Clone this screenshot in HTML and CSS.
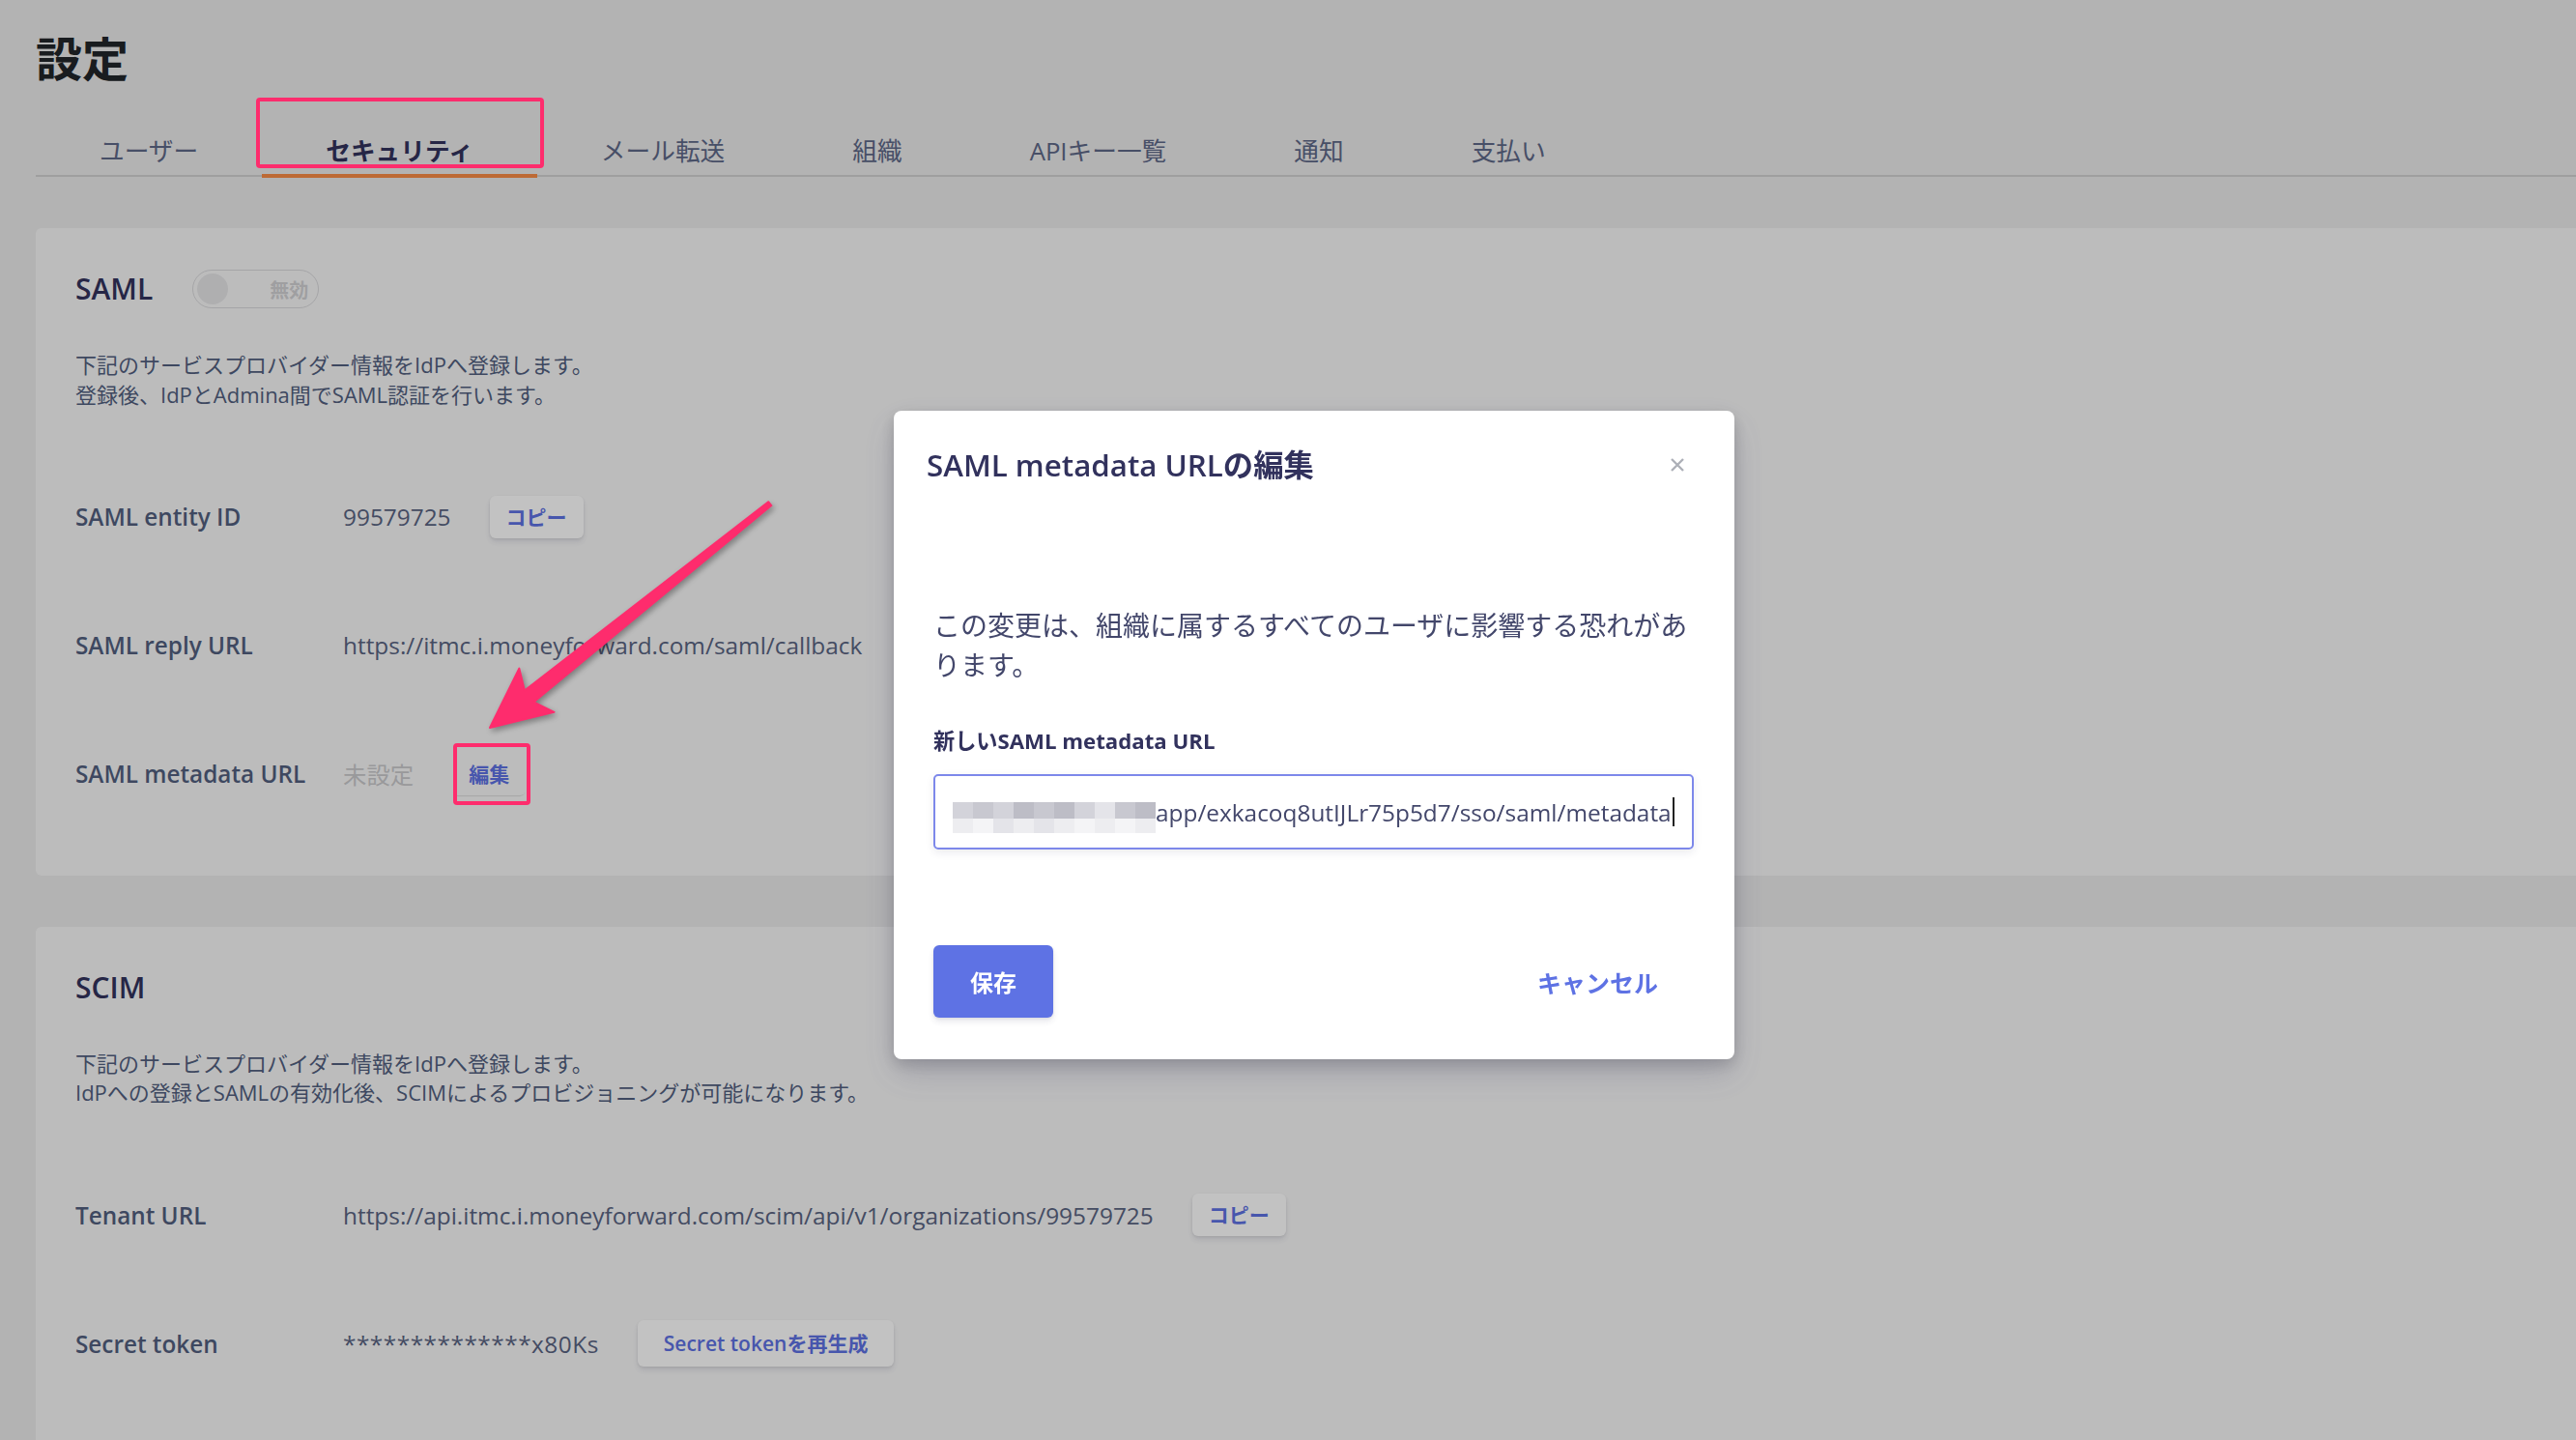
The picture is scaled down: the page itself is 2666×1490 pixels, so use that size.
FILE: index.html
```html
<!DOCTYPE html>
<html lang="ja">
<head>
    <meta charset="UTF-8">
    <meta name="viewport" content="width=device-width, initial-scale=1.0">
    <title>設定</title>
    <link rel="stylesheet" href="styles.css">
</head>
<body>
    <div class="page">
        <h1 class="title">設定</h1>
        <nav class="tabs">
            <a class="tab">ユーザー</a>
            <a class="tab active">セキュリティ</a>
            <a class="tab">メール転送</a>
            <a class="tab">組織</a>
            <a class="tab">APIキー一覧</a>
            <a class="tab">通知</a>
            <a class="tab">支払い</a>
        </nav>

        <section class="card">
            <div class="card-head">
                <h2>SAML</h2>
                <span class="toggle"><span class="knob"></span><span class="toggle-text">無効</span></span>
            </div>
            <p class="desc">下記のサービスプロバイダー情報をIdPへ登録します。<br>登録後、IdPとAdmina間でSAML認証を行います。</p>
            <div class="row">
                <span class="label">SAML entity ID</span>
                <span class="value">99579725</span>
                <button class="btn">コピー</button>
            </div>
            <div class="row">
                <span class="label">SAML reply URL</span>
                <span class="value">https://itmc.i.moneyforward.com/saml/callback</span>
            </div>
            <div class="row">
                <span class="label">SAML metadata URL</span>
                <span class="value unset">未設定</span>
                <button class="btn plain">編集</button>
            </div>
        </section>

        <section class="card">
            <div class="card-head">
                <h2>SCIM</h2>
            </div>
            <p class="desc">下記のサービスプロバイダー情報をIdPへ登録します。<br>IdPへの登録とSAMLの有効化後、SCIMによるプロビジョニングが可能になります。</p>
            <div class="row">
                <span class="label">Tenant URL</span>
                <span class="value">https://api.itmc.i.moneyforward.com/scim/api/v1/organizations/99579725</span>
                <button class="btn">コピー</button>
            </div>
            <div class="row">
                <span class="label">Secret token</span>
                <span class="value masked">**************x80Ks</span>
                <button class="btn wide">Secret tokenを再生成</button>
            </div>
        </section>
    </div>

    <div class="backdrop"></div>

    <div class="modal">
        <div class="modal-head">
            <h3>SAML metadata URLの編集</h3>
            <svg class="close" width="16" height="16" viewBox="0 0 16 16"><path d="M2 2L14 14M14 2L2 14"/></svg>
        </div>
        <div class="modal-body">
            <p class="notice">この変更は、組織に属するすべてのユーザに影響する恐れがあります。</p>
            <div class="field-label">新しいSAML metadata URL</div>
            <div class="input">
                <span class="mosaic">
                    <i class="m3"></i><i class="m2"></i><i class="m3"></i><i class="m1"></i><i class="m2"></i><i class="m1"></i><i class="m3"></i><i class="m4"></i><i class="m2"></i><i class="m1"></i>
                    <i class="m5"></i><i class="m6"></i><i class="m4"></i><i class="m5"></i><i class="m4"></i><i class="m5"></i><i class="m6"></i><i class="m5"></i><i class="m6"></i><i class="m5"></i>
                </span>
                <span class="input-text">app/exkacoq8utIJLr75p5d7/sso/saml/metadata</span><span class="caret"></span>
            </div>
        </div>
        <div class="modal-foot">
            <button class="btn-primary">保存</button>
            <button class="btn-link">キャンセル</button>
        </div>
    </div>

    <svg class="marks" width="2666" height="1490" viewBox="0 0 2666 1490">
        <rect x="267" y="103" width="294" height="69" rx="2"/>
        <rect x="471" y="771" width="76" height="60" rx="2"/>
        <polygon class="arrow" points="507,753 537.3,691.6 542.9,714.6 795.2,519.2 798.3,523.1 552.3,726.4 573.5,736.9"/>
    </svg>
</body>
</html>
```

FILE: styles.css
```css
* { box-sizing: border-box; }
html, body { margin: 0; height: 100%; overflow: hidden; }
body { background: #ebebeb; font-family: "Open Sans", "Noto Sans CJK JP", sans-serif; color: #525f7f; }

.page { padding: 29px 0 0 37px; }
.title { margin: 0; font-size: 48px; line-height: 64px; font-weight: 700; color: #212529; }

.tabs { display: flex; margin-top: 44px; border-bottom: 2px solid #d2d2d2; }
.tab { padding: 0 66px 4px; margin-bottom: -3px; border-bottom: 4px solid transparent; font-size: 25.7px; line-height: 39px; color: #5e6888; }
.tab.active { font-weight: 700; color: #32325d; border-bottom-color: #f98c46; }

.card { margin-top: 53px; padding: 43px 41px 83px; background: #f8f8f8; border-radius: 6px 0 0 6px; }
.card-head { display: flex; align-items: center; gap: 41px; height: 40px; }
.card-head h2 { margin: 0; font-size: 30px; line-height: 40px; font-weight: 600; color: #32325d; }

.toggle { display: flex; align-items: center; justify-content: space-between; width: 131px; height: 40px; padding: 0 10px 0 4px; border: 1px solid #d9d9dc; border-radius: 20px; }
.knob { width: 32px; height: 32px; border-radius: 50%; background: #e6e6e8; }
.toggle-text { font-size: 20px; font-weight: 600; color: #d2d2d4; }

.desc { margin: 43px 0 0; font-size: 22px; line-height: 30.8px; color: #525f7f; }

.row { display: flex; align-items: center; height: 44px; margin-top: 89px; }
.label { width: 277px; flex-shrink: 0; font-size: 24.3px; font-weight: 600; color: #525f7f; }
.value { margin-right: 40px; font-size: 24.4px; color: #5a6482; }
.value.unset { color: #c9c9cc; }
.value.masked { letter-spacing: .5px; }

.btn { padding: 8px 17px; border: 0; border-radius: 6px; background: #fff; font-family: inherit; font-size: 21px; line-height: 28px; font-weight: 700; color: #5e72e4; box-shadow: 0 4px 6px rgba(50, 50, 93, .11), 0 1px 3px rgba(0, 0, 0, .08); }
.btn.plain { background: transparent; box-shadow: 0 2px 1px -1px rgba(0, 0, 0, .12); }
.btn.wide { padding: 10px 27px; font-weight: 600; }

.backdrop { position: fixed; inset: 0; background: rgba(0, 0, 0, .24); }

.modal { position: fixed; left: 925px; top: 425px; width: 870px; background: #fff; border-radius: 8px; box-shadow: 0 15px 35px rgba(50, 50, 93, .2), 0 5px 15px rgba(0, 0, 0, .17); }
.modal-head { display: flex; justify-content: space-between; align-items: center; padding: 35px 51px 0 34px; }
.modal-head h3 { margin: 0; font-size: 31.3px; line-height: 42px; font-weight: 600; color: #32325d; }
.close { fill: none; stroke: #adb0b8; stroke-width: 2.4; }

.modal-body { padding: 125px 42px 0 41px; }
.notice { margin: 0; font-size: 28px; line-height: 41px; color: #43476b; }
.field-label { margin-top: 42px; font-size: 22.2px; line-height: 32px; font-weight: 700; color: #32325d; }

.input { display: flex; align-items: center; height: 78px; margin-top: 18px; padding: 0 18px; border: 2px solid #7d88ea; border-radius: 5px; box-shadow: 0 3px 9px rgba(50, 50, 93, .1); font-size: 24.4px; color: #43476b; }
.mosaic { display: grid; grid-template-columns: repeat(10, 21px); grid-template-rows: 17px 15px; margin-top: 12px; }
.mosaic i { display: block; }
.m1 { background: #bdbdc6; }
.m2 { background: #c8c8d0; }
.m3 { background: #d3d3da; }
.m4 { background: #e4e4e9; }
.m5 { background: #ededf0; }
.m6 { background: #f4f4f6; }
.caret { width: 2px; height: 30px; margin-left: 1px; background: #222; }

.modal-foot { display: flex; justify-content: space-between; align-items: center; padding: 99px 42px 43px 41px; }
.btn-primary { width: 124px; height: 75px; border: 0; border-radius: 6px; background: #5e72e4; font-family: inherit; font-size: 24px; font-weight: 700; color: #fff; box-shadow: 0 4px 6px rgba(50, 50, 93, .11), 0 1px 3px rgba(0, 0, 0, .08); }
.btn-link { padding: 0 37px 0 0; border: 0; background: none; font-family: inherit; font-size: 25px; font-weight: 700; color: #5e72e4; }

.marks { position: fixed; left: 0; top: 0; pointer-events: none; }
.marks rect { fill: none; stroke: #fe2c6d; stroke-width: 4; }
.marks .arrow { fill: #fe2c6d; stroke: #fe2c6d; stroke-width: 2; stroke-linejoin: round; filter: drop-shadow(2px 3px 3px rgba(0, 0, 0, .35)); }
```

───

Which lines above hold the word "page"? Copy each of them.

Solution below:
The picture is scaled down: the page itself is 2666×1490 pixels, so use that size.
    <div class="page">
.page { padding: 29px 0 0 37px; }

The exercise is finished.